News reports said rumors about Jordan's intentions took hold after an uncle of the king participated in an Iraqi opposition conference.

Commentators have also linked the Israeli Army's return to the West Bank as part of a grander United States strategy to redraw the map of the Middle East.

There is a widespread belief among Arabs that a United States occupation of Iraq would be aimed at securing Iraqi oil supplies, echoing the imperial powers hunger for raw resources in decades past. American military occupiers would effectively control the world's second largest proven oil reserves.

"All they want is the oil!" exclaimed Zeinab Said, a businesswoman, amid table talk of Lady Di and cellphones at a luncheon in Cairo last week, where the hostess tinkled a bell to summon her white-gloved servant.

Ms. Said later allowed that some good could come from Saddam Hussein's removal. "It can be for development and a certain kind of democracy. It's a double edged sword you see," she said. "I am always an optimist."

One political thinker, Abdel Moneim Said, director of the Al Ahram Center for Strategic and Political Studies, said United States military control of Iraq would indeed be seen as a recolonization. But he suggested that something along the lines of a "trusteeship," with strong participation by other countries, would be acceptable in the region.

An Iraqi opposition leader who is a member of the former royal family and who hopes to restore the monarchy, al-Sharif Ali bin al-Hussein, said Sunday that American troops should come as liberators, not colonizers. "They will be in Iraq for cooperation and consultation, but they should leave quickly," Agence France-Presse quoted him as saying.

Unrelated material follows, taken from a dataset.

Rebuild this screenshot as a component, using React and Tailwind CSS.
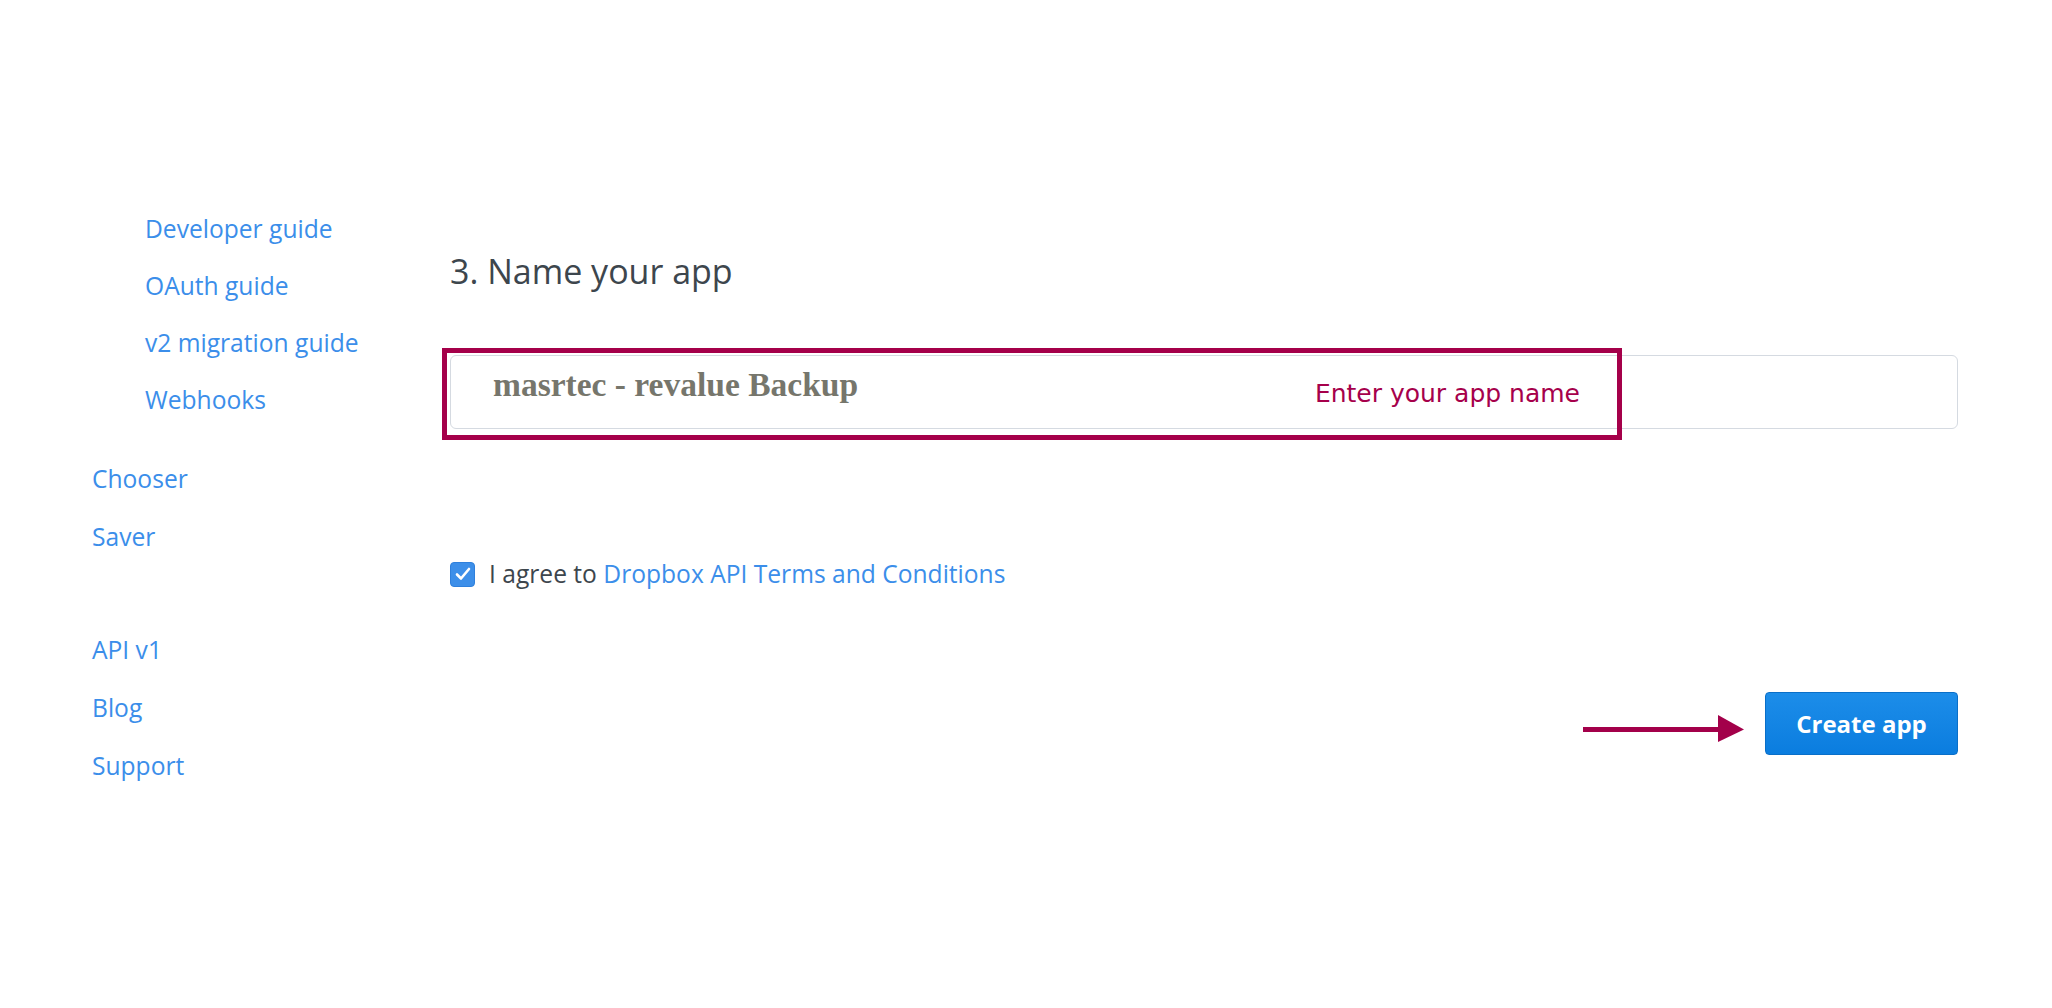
import React from "react";

const sans = { fontFamily: '"Open Sans", "Liberation Sans", sans-serif' };

const groups = [
  { indent: true, lead: "leading-[57px]", mt: "", items: ["Developer guide", "OAuth guide", "v2 migration guide", "Webhooks"] },
  { indent: false, lead: "leading-[58px]", mt: "mt-[22px]", items: ["Chooser", "Saver"] },
  { indent: false, lead: "leading-[58px]", mt: "mt-[55px]", items: ["API v1", "Blog", "Support"] },
];

function Arrow() {
  return (
    <svg width="161" height="40" viewBox="0 0 161 40" className="shrink-0">
      <line x1="0" y1="25.5" x2="140" y2="25.5" stroke="#a3004a" strokeWidth="5" />
      <polygon points="135,11 161,25.5 135,38" fill="#a3004a" />
    </svg>
  );
}

export default function App() {
  return (
    <div className="flex h-[1008px] w-full bg-white text-[24.6px]" style={sans}>
      {/* sidebar */}
      <nav className="w-[450px] shrink-0 pl-[92px] pt-[200px]">
        {groups.map((g, gi) => (
          <ul key={gi} className={`${g.mt} ${g.indent ? "pl-[53px]" : ""}`}>
            {g.items.map((it) => (
              <li key={it} className={`${g.lead} text-[#3b8eea]`}>
                <a href="#">{it}</a>
              </li>
            ))}
          </ul>
        ))}
      </nav>

      {/* main */}
      <main className="flex-1 pr-[94px] pt-[251px]">
        <h2 className="text-[34px] leading-[40px] text-[#3d464d]">3. Name your app</h2>

        <div className="relative mt-[64px] h-[74px] w-full rounded-[6px] border border-[#d5dae1] bg-white">
          <div
            className="pl-[42px] pt-[11px] text-[33.5px] font-bold leading-[36px] text-[#76766c]"
            style={{ fontFamily: '"Liberation Serif", serif' }}
          >
            masrtec - revalue Backup
          </div>
          <div className="absolute -left-[9px] -top-[8px] flex h-[92px] w-[1180px] items-center justify-end border-[5px] border-[#a5004a] pr-[37px]">
            <span
              className="text-[25px] text-[#a6004b]"
              style={{ fontFamily: '"Comic Sans MS", "DejaVu Sans", sans-serif' }}
            >
              Enter your app name
            </span>
          </div>
        </div>

        <label className="mt-[129px] flex items-center leading-[32px]">
          <span className="flex h-[25px] w-[25px] items-center justify-center rounded-[4px] border border-[#2f80dc] bg-[#3d8fe9]">
            <svg width="16" height="14" viewBox="0 0 16 14">
              <path d="M2 7.5 L6 11.5 L14 2" fill="none" stroke="white" strokeWidth="2.6" strokeLinecap="round" strokeLinejoin="round" />
            </svg>
          </span>
          <span className="ml-[14px] text-[#3d464d]">
            I agree to <a href="#" className="text-[#3b8eea]">Dropbox API Terms and Conditions</a>
          </span>
        </label>

        <div className="mt-[102px] flex items-center justify-end gap-[21px]">
          <Arrow />
          <button className="h-[63px] w-[193px] rounded-[4px] border border-[#0a6fc8] bg-gradient-to-b from-[#1c8de9] to-[#0a7ddf] text-[24px] font-bold text-white">
            Create app
          </button>
        </div>
      </main>
    </div>
  );
}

Many people worry about an increase in local violence as anger against the American presence grows.

Mohammed Salah, an expert on Egypt's Islamic movement for Al Hayat, a Saudi-owned Arabic-language newspaper in London, said anger over a United States presence in Iraq will only help groups seeking to attack American interests in the name of Islam.

"This atmosphere makes it very easy for Al Qaeda to operate," Mr. Salah said. "It makes the soil very fertile to launch attacks and to recruit people."